22. The method of claim 21, wherein the step of rank ordering the interrogation wavelengths comprises assigning for any two wavelengths a higher rank to the wavelength associated with a larger standard deviation.

23. The method of claim 22, further comprising selecting a subset of said interrogation wavelengths having higher ranks than the remaining wavelengths for use in optical detection of wavelengths.

24. A system for optical detection of agents, comprising

an interrogation module for obtaining spectral data corresponding to at least one agent and at least one interferent by utilizing a plurality of interrogation wavelengths,

an analysis module in communication with said interrogation module for receiving said spectral data, said analysis module performing a principal component transformation on said spectral data,

wherein said analysis module utilizes a predefined metric based on said transformation to rank order said interrogation wavelengths.

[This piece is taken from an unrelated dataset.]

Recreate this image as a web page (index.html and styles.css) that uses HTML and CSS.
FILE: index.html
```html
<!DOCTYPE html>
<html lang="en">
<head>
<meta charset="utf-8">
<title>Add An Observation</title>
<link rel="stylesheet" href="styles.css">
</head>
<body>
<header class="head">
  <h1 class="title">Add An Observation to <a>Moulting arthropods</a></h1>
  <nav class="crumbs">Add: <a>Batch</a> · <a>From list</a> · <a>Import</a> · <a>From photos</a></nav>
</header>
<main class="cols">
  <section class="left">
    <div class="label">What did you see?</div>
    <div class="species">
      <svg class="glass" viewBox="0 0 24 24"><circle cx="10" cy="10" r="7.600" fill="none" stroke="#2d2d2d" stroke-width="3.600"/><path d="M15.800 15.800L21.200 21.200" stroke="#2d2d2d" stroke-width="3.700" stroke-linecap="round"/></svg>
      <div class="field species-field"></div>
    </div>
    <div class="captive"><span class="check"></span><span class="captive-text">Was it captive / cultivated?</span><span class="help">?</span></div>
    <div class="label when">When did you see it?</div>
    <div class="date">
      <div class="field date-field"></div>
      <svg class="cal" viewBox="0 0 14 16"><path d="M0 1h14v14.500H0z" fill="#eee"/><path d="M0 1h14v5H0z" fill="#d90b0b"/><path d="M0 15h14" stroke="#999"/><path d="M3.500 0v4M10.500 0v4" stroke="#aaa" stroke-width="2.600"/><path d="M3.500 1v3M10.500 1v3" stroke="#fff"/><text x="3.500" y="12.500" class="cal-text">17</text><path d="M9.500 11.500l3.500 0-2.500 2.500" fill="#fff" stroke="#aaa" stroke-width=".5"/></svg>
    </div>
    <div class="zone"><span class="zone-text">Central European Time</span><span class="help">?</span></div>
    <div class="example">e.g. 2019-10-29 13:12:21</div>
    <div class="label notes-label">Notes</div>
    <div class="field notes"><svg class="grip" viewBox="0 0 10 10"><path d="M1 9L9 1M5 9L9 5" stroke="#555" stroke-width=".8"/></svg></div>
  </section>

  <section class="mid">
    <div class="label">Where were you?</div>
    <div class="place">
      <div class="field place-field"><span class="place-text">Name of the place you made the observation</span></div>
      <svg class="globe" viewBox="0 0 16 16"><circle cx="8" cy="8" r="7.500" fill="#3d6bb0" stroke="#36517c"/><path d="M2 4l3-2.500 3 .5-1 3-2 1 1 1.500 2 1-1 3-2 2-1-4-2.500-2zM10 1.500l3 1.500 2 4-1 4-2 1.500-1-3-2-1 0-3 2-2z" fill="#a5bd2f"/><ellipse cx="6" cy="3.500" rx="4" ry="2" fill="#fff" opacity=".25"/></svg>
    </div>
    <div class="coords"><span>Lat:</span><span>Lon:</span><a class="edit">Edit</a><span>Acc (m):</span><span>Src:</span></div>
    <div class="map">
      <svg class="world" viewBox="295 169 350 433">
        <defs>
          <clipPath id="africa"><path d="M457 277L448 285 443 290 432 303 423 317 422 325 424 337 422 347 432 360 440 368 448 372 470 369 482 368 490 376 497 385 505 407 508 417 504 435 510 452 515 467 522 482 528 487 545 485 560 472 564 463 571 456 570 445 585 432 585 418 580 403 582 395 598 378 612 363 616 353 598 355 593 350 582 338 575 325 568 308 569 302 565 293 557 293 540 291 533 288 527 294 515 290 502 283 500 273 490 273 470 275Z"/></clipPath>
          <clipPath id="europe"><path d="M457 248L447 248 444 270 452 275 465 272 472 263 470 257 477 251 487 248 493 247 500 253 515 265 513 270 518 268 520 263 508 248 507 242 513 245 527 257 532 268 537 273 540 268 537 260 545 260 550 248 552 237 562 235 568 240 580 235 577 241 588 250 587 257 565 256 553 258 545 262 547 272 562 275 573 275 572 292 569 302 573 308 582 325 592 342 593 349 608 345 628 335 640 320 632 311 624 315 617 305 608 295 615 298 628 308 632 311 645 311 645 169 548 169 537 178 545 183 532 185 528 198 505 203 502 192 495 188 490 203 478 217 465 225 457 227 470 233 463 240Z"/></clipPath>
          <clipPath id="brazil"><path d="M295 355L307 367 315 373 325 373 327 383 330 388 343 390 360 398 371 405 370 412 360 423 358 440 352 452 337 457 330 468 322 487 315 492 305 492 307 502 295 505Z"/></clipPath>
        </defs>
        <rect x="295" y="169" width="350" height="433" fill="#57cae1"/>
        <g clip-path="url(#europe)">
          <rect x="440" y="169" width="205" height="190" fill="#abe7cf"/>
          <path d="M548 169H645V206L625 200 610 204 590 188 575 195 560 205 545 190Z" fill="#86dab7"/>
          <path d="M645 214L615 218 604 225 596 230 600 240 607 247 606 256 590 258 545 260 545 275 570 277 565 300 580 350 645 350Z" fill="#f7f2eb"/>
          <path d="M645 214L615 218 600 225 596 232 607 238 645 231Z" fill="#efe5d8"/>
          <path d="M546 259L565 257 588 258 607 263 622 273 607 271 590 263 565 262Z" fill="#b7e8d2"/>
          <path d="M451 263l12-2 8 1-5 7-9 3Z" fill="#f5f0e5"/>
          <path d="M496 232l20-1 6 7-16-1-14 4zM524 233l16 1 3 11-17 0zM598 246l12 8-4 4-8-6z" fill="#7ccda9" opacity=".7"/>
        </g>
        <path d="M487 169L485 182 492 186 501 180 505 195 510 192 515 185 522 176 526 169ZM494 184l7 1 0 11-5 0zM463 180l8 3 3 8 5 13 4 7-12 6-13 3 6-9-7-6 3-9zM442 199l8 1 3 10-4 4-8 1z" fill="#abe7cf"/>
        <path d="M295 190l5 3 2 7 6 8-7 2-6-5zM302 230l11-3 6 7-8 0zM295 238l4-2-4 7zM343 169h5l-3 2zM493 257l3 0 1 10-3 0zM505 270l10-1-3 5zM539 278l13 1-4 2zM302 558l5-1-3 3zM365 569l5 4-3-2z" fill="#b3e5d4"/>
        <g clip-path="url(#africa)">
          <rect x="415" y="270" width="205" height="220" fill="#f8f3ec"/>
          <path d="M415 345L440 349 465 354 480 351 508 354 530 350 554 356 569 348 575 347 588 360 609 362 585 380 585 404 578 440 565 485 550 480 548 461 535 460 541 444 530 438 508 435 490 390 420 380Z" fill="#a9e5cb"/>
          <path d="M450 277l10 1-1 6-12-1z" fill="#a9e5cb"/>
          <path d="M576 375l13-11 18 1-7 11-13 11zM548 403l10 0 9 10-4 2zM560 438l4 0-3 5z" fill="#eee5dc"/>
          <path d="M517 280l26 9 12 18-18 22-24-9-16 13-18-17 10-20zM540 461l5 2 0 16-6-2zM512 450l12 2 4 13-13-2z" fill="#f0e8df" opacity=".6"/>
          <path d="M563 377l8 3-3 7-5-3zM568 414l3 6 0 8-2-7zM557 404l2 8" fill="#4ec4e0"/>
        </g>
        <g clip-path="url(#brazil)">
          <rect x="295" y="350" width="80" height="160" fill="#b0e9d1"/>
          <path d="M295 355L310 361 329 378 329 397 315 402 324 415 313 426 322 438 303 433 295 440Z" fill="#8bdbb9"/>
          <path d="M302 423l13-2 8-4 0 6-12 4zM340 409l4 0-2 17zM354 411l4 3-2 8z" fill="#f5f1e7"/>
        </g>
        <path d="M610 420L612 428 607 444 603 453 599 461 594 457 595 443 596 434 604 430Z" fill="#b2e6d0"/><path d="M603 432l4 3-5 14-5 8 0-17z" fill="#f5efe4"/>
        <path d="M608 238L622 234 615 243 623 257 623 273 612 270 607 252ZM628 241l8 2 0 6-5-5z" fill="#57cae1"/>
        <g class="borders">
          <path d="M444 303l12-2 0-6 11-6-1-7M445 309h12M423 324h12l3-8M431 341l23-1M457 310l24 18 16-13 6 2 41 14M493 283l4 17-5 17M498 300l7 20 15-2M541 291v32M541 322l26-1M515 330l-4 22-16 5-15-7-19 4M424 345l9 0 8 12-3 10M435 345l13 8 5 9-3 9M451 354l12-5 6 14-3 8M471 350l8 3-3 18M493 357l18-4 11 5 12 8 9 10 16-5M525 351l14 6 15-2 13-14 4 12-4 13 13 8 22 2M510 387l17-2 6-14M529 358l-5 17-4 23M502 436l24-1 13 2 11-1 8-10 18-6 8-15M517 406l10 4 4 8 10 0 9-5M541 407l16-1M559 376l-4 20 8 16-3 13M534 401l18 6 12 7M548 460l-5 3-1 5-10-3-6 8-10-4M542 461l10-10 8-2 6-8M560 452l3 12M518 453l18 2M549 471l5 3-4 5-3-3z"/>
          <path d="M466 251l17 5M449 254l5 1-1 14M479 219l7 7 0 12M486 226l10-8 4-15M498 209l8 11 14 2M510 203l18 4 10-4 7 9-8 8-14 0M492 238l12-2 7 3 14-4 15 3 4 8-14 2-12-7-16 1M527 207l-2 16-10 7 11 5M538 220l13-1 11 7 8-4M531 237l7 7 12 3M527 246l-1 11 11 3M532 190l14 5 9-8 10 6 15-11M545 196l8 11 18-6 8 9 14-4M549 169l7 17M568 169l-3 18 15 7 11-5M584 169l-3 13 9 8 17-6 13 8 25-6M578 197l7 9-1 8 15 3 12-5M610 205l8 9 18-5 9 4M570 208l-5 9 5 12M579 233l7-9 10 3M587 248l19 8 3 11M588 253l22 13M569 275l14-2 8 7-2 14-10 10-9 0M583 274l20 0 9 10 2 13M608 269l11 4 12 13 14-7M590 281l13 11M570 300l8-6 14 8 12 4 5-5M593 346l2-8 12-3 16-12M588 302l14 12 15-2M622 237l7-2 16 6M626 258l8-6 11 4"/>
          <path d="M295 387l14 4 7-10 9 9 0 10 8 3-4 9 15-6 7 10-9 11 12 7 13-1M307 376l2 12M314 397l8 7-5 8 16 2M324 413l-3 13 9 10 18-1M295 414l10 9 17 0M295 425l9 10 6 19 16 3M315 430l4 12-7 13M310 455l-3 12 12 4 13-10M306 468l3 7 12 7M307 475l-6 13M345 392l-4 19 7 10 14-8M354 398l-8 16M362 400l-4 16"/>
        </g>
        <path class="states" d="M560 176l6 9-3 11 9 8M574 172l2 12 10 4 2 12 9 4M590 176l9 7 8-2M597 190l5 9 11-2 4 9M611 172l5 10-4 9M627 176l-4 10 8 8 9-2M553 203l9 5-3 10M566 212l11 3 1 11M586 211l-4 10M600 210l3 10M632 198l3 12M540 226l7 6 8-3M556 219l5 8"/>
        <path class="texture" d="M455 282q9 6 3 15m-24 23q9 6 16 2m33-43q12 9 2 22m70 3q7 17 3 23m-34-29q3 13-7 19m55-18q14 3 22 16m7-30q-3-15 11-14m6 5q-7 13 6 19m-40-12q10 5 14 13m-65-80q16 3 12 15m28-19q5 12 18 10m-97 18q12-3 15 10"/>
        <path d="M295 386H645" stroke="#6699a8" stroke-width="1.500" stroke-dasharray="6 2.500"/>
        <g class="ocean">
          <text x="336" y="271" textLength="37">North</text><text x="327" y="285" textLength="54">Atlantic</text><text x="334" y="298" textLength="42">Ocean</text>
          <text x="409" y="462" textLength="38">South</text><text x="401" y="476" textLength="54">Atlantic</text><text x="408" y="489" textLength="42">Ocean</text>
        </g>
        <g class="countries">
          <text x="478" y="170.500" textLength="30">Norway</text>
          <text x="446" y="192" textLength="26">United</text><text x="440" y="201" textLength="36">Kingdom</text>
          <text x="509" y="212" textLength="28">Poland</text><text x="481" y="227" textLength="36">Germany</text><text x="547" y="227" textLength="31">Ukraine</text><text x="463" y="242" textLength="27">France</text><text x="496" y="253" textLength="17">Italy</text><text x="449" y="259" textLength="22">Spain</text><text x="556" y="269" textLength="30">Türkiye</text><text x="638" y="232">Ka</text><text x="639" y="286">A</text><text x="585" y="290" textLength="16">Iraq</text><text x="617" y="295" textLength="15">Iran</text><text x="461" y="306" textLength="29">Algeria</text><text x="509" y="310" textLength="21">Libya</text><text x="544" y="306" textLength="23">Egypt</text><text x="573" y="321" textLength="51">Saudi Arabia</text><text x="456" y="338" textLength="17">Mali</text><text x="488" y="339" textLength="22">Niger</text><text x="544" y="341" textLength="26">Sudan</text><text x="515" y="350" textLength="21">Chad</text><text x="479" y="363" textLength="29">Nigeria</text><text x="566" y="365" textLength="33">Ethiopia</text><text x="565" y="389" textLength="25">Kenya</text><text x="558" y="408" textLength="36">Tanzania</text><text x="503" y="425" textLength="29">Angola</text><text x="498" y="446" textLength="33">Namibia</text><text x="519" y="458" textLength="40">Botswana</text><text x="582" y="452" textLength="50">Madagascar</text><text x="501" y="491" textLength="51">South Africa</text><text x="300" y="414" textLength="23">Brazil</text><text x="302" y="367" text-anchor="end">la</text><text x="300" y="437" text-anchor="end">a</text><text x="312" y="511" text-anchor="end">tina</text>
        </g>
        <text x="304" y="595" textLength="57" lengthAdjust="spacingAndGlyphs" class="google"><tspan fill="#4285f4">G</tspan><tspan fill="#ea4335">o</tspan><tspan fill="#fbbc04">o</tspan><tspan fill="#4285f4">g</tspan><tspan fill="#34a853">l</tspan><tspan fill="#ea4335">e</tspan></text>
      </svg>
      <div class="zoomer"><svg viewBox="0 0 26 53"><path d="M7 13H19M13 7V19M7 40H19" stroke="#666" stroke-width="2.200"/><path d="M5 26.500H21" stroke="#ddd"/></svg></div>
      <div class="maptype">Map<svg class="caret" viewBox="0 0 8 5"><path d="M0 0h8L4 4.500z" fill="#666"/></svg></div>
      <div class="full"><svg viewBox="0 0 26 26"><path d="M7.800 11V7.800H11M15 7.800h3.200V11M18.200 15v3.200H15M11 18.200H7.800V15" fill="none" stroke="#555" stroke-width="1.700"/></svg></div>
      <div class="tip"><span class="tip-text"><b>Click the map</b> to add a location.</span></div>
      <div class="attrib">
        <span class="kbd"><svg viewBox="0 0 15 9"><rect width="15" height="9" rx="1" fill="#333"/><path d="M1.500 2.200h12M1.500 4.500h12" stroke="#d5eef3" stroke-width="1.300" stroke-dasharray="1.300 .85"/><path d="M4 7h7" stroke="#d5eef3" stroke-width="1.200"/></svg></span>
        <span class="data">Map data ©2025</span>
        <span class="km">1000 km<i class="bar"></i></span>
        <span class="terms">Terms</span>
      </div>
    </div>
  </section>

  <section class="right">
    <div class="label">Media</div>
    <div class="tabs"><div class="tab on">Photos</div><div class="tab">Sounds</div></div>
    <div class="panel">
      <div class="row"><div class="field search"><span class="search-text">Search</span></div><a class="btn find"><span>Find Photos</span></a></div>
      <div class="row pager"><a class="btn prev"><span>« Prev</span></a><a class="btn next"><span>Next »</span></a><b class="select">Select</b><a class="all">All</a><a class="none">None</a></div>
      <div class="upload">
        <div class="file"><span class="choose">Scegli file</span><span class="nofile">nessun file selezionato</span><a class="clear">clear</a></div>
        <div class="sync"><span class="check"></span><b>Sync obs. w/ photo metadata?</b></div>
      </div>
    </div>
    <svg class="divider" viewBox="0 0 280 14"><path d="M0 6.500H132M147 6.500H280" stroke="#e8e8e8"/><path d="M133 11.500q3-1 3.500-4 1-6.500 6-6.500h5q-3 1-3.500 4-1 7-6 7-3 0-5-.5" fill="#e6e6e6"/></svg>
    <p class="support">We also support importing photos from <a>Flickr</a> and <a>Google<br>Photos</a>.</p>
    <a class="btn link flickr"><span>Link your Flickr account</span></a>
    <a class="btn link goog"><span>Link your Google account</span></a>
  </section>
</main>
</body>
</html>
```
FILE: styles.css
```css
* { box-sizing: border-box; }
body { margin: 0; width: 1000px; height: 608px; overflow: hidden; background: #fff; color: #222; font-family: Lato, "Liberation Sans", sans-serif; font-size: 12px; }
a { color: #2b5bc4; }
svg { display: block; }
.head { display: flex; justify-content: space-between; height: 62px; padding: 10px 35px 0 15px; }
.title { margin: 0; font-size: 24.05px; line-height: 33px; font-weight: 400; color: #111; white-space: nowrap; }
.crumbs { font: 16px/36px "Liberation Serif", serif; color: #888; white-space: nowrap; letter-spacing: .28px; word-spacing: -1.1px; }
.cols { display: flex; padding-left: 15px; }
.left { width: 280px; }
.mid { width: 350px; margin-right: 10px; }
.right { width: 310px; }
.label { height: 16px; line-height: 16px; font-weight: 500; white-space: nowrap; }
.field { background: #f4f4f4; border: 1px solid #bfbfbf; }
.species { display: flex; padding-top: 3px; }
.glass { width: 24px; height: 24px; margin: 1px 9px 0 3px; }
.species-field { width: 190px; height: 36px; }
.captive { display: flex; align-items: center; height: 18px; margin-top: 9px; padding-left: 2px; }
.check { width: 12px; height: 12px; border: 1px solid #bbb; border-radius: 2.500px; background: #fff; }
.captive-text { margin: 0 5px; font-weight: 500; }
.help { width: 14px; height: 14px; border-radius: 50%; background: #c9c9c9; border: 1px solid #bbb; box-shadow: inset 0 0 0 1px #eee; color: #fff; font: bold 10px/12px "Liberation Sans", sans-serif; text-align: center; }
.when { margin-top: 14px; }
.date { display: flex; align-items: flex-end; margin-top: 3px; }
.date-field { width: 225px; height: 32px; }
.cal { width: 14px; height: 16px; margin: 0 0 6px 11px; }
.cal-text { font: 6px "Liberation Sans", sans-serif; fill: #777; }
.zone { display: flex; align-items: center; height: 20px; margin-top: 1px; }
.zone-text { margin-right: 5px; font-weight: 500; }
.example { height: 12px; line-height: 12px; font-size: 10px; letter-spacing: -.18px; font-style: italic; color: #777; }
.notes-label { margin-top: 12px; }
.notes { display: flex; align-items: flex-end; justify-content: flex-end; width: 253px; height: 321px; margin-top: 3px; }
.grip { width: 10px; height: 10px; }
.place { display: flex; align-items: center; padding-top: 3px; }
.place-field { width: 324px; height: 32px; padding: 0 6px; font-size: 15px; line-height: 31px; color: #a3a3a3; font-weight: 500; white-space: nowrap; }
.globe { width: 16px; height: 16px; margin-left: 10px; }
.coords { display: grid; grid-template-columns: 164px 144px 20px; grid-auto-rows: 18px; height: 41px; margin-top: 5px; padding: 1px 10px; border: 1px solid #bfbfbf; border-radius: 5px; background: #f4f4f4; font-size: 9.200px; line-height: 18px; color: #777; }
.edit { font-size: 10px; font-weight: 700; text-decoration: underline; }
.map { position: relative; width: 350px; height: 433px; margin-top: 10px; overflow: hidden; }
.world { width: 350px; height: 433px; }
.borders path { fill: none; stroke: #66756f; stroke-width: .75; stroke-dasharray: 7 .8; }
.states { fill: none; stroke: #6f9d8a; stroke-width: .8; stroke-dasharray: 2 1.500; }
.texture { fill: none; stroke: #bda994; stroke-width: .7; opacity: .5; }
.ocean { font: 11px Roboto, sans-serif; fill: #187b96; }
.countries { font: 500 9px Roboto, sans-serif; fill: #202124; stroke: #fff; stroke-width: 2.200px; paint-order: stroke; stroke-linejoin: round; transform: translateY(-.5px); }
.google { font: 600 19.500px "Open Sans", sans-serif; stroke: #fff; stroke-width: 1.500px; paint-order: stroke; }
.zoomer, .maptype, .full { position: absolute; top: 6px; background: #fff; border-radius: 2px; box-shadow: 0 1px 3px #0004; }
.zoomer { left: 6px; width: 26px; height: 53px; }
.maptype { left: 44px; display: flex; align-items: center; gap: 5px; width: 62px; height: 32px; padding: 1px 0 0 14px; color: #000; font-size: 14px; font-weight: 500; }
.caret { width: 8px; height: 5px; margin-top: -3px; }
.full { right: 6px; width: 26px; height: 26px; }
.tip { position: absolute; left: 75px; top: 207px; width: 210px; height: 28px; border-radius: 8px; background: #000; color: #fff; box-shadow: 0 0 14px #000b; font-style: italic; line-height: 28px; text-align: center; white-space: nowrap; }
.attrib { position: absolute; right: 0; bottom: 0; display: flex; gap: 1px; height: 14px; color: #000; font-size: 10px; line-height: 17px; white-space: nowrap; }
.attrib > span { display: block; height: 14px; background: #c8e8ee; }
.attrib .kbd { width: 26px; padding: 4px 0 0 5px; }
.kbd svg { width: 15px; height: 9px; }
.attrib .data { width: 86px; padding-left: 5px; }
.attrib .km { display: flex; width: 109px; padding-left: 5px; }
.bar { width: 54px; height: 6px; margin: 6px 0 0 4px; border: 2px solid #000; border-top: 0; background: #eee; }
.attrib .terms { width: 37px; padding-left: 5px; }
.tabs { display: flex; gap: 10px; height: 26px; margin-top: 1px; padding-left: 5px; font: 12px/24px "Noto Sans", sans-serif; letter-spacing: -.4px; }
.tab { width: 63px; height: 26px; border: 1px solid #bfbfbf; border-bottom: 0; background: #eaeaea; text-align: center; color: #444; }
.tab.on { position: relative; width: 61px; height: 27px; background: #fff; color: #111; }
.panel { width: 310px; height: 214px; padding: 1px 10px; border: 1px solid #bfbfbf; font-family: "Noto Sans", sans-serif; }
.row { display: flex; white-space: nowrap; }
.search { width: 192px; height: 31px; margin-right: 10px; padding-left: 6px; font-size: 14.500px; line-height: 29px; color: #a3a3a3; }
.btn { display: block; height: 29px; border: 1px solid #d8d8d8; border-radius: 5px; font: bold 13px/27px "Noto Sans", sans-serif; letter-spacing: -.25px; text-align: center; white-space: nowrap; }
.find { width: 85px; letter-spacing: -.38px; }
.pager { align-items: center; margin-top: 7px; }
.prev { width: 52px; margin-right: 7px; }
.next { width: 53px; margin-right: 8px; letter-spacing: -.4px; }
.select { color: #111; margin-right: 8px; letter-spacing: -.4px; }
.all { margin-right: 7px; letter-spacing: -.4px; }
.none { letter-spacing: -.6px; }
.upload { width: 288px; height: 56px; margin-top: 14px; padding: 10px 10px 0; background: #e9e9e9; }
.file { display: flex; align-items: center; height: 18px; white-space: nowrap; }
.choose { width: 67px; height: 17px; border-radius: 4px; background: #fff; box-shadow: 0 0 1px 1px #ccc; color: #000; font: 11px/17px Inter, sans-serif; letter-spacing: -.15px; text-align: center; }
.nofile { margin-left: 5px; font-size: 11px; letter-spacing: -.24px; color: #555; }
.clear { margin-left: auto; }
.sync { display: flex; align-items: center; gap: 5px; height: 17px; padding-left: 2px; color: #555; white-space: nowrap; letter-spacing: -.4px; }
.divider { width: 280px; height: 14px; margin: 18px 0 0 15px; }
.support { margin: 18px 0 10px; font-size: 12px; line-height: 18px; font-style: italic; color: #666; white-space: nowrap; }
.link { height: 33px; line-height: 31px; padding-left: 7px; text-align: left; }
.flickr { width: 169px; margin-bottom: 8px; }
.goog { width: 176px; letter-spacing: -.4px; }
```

25. The system of claim 24, wherein said interrogation module comprises a spectrometer.

26. The system of claim 24, wherein said analysis module comprises a processor configured to perform said principal component transformation.

27. The system of claim 24, further comprising a wavelength selection module in communication with said analysis module for receiving said rank ordering of the wavelengths, said selection module selecting a plurality of wavelengths having the highest ranks.

28. The system of claim 27, further comprising a memory for storing said selection of wavelengths.

29. The system of claim 28, wherein said interrogation module is in communication with the memory to receive said selection of wavelengths for use in optical interrogation of a sample.